**Exercise instructions**
Scan the records below. List lines holding "that".

**Excerpted records**
------------------------------------------------------------
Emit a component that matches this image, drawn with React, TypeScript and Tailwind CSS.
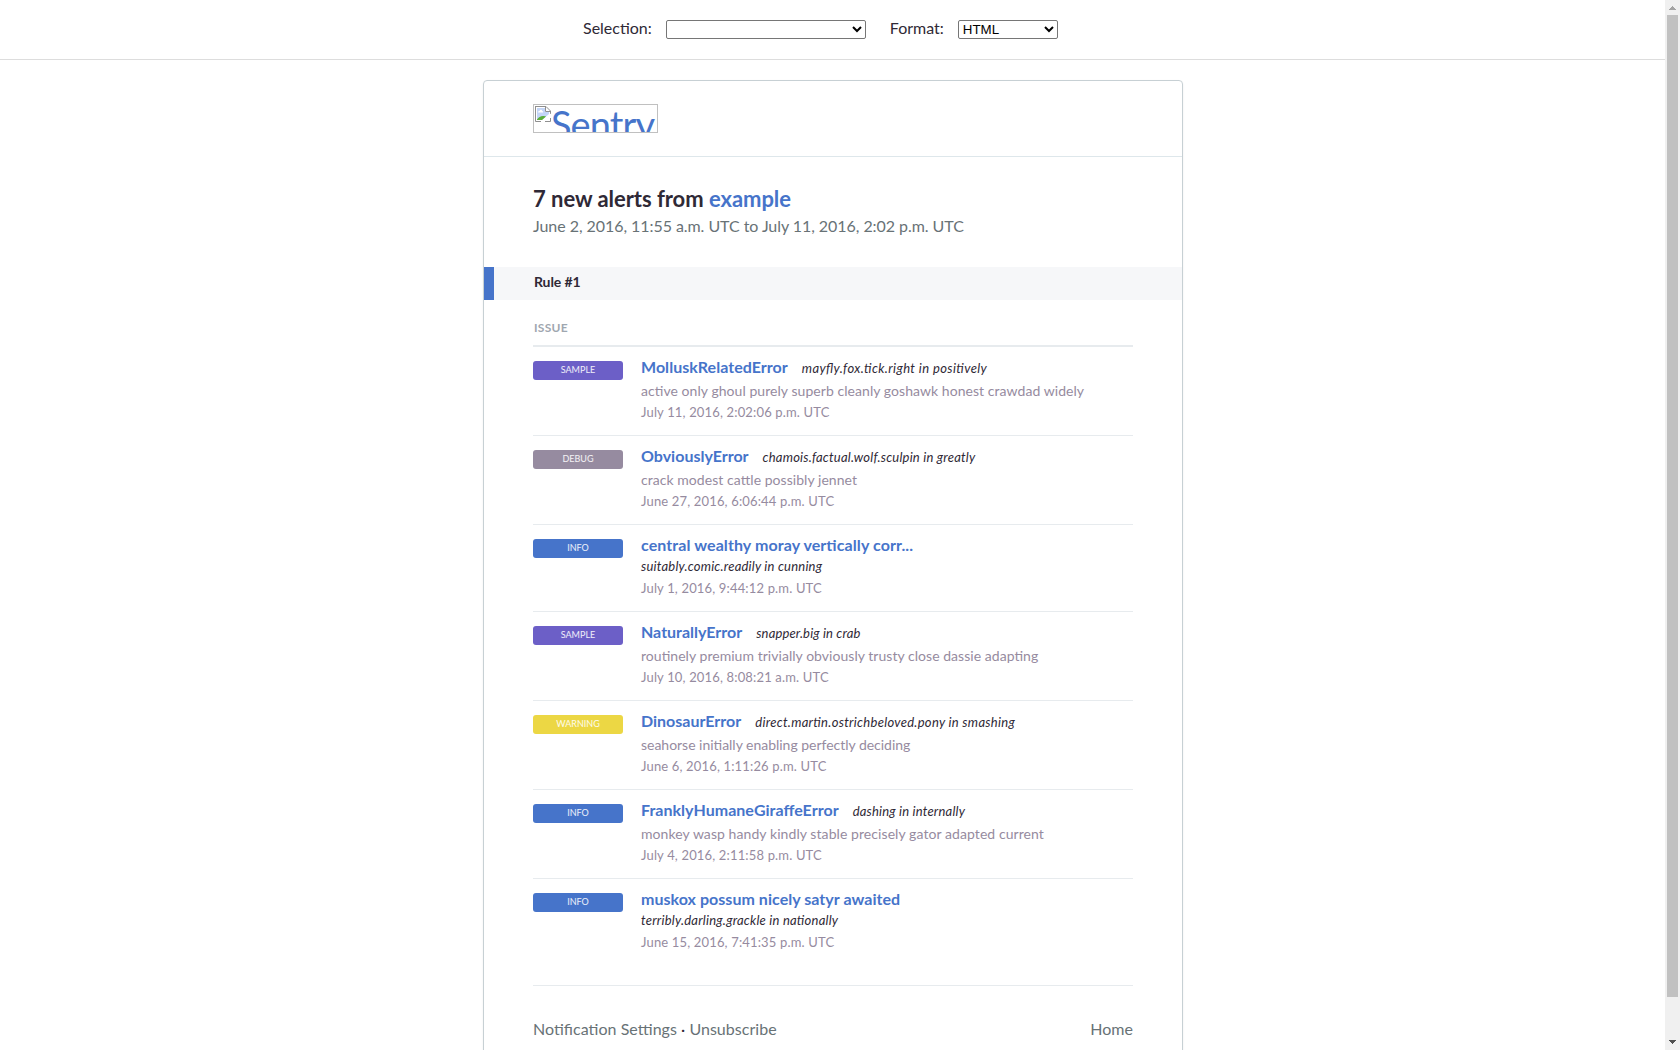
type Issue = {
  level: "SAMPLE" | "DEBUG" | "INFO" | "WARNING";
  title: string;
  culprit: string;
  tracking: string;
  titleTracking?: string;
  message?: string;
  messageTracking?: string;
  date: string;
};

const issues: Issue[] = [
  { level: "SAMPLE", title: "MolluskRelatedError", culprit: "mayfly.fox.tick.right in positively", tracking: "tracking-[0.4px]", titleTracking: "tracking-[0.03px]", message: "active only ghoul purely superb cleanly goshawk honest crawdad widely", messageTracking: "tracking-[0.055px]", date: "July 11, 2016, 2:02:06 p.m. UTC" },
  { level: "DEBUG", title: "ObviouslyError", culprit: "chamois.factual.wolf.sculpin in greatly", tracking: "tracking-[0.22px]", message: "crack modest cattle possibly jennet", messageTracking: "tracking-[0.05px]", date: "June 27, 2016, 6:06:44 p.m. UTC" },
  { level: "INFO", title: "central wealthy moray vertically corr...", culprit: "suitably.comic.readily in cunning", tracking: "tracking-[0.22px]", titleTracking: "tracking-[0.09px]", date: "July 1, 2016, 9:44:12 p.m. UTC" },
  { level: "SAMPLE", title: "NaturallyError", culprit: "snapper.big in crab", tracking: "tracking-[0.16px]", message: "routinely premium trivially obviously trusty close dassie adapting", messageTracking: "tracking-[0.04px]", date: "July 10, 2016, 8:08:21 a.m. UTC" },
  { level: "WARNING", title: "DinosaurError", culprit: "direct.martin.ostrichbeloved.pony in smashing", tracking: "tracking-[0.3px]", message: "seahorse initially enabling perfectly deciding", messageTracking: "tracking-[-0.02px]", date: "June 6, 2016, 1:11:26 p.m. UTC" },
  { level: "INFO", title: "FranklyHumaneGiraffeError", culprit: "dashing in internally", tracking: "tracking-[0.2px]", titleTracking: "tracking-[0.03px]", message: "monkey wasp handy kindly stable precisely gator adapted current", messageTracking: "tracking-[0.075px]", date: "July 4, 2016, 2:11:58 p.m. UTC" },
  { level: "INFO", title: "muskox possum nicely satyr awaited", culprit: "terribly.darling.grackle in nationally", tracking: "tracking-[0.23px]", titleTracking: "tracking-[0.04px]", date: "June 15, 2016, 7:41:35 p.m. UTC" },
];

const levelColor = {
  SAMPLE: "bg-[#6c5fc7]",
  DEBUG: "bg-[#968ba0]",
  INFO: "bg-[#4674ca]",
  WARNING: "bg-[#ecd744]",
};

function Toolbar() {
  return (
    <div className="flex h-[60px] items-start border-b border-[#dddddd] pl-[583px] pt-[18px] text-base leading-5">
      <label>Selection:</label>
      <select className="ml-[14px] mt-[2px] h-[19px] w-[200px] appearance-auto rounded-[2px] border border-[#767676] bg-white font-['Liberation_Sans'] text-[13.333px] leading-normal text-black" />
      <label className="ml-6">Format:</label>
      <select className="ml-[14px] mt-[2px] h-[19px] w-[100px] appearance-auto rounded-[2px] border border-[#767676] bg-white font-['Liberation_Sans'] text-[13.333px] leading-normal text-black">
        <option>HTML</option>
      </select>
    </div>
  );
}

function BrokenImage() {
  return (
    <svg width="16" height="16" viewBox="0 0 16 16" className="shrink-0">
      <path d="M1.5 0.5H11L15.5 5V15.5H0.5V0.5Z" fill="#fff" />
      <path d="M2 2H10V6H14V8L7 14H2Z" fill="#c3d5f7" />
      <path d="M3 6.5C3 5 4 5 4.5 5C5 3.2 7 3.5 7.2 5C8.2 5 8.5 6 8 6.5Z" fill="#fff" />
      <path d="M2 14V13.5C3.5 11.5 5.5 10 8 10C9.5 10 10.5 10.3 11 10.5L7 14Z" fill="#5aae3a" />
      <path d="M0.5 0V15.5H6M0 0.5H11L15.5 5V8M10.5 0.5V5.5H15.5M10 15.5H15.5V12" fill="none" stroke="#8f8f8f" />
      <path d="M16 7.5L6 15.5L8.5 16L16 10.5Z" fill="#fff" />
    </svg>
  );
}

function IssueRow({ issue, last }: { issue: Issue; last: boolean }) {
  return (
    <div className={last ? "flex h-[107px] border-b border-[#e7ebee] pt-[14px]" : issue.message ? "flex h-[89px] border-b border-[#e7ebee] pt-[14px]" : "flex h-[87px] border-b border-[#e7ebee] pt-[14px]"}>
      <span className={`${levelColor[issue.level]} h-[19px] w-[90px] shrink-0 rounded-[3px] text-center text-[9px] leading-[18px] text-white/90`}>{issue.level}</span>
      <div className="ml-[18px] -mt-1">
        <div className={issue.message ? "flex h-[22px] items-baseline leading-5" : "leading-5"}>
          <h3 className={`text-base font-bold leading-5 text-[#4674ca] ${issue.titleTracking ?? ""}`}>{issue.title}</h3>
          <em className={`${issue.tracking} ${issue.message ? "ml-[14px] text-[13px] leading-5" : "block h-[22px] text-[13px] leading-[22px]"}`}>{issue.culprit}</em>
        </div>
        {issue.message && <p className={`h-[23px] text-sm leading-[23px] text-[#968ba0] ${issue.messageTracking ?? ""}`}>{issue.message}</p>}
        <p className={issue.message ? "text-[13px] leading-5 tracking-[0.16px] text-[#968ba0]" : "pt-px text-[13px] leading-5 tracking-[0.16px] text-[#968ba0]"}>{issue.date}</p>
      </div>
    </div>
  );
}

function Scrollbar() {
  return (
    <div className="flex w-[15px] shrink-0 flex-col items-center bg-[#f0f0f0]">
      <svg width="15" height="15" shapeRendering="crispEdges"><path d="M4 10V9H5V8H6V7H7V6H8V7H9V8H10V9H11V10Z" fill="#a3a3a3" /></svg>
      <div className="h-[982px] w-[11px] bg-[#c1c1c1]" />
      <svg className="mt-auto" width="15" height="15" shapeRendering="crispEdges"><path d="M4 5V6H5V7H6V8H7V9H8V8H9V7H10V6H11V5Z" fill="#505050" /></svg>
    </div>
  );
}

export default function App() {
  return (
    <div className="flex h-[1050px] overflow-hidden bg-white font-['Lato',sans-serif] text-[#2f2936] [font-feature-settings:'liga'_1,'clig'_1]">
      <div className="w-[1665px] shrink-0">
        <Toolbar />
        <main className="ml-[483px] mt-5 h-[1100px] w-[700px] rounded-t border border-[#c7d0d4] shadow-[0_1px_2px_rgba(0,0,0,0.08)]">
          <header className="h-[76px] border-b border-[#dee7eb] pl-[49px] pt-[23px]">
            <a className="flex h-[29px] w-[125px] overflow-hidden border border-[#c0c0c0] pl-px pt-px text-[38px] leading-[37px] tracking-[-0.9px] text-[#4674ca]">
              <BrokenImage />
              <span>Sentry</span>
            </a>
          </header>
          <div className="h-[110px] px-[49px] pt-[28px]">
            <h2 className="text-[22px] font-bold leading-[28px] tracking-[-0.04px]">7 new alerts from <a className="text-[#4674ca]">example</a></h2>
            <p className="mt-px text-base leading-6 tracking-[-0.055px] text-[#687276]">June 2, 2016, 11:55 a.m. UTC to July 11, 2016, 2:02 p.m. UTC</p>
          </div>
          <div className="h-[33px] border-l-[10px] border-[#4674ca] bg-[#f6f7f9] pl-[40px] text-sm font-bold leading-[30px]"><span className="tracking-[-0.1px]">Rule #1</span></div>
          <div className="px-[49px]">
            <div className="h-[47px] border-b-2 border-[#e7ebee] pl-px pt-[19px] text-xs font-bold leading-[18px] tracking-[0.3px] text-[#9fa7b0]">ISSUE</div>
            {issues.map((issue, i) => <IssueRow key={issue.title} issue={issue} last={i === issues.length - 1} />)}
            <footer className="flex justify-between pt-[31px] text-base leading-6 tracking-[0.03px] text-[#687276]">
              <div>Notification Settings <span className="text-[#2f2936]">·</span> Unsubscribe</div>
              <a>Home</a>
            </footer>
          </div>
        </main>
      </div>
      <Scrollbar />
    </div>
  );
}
------------------------------------------------------------
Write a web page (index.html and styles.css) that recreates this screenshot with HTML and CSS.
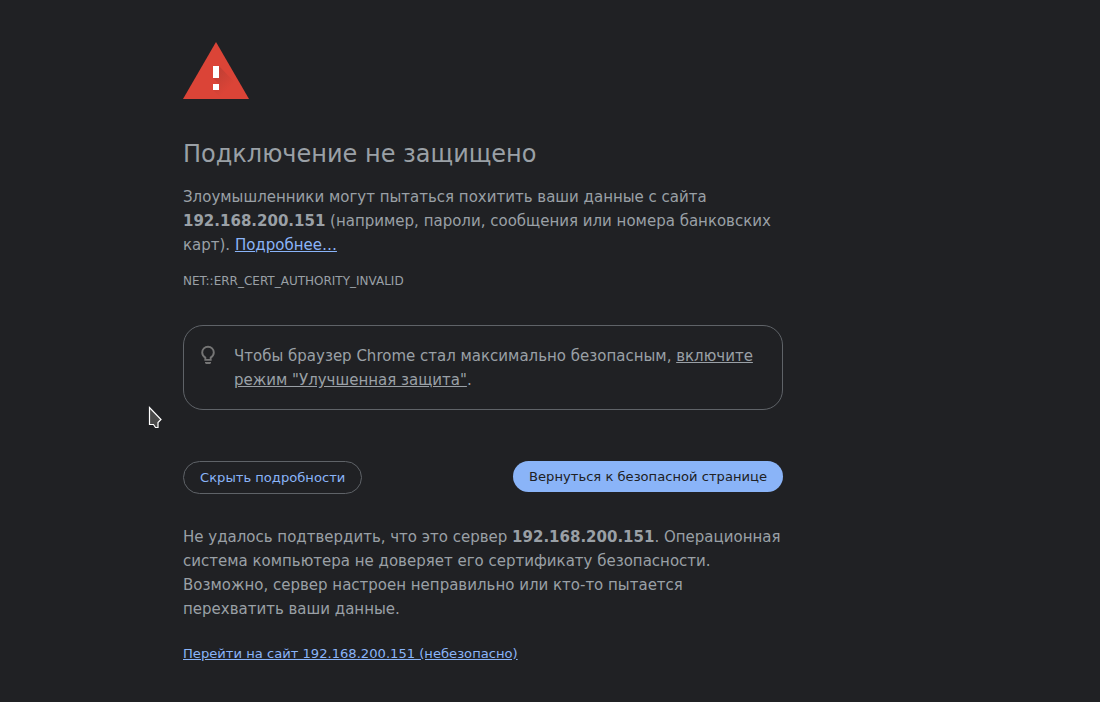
------------------------------------------------------------
**Expected answer**
Emit a component that matches this image, drawn with React, TypeScript and Tailwind CSS.
Write a web page (index.html and styles.css) that recreates this screenshot with HTML and CSS.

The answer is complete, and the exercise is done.